Gratitude means remembering that only immigrants can say that they chose the country in which they live. If we are citizens of a free and democratic land, we did not erect the institutions that make it so. And those of us who now enjoy these gifts did not sacrifice our lives for them, as many before us did.
It seems fair to assume that gratitude may come more easily to those who are religious. The religious person, after all, sees the universe and everything in it as having been set in motion by a benevolent deity. This is why humility is a virtue preached, in one way or another, by nearly every religious tradition — even if religious people do not always practice it, and even if many non-religious people do.
Gratitude is built into the very structure of most forms of faith. Offering thanks is probably the second most common prayer, the first being requests that God might grant us some favor or save us from some evil. The Lord’s Prayer is instructive here.
But religious gratitude is neither automatic nor obvious. Many who are poor and disenfranchised regularly thank God for blessings, even when so much about their lives seems cursed. Perhaps those for whom life can be so fragile are more inclined than the privileged to be grateful when things do not fly apart entirely.
And for the fortunate person, religious gratitude can be deformed by arrogance or challenged by doubt. Someone who is lucky and thanks God for his fortune may not even consider why God might have left so many across town or on the other side of the world to live in despair. And the religious soul who does ponder such injustices must ask why a loving God has not simply delivered everyone already.
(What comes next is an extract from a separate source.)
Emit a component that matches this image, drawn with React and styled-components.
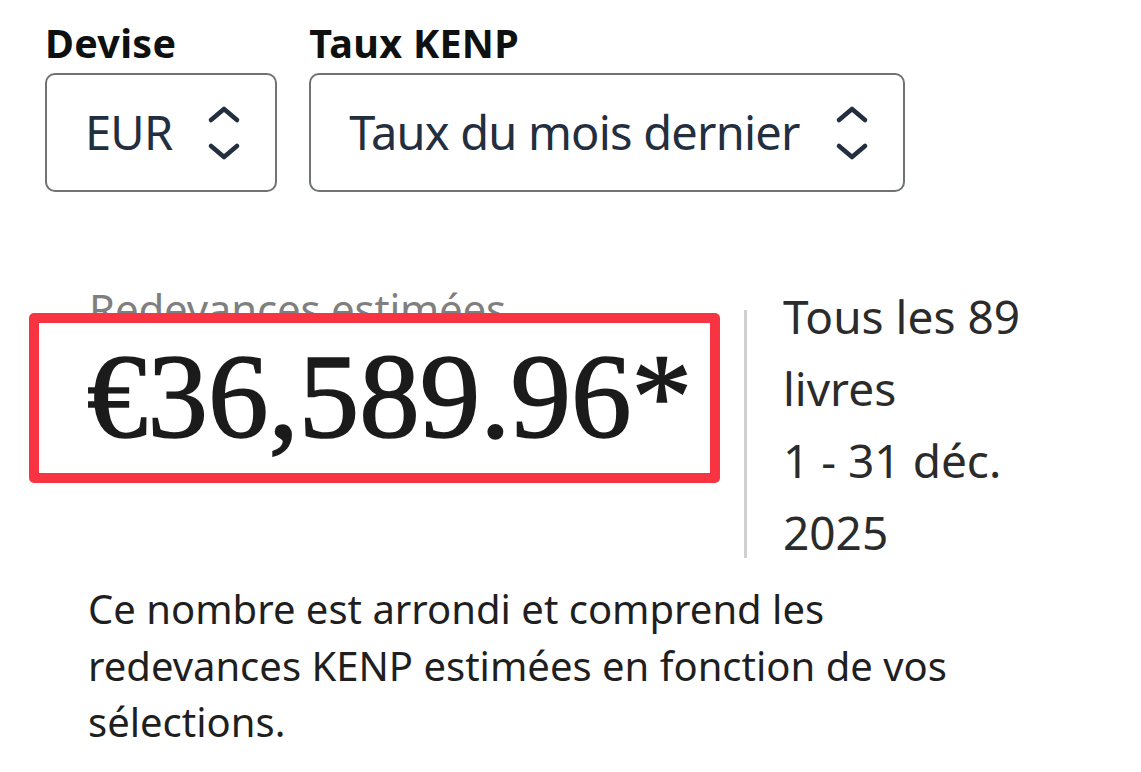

John F. Kennedy, whose life we celebrated and whose death we mourned again last week, offered a theologically ambiguous but highly useful injunction. It could be read as the testimony of a serious believer or as signaling, at best, faith in a very distant God. “Here on earth,” Kennedy said in his inaugural address, “God’s work must truly be our own.”
Kennedy was saying to the religious and non-religious alike that making the world more godly is not a task we can delegate. Harvey Cox, the theologian and my old teacher, was much taken by Kennedy and argued that the original sin in the Garden of Eden story was not pride but sloth. In his 1967 book “On Not Leaving It to the Snake,” Cox insisted that Adam and Eve erred by failing to take responsibility. They left the most important decision of their lives to a serpent.
A call to responsibility lies at the heart of gratitude. If faith without works is dead, gratitude without generosity of spirit is empty. By reminding us of how much we owe to others, or to social arrangements, or to fate, or to God, gratitude creates an obligation to repay our debts by repairing injustices and reaching out to those whom luck has failed. Gratitude is a response to acts of love. It demands more of the same — nothing more, nothing less.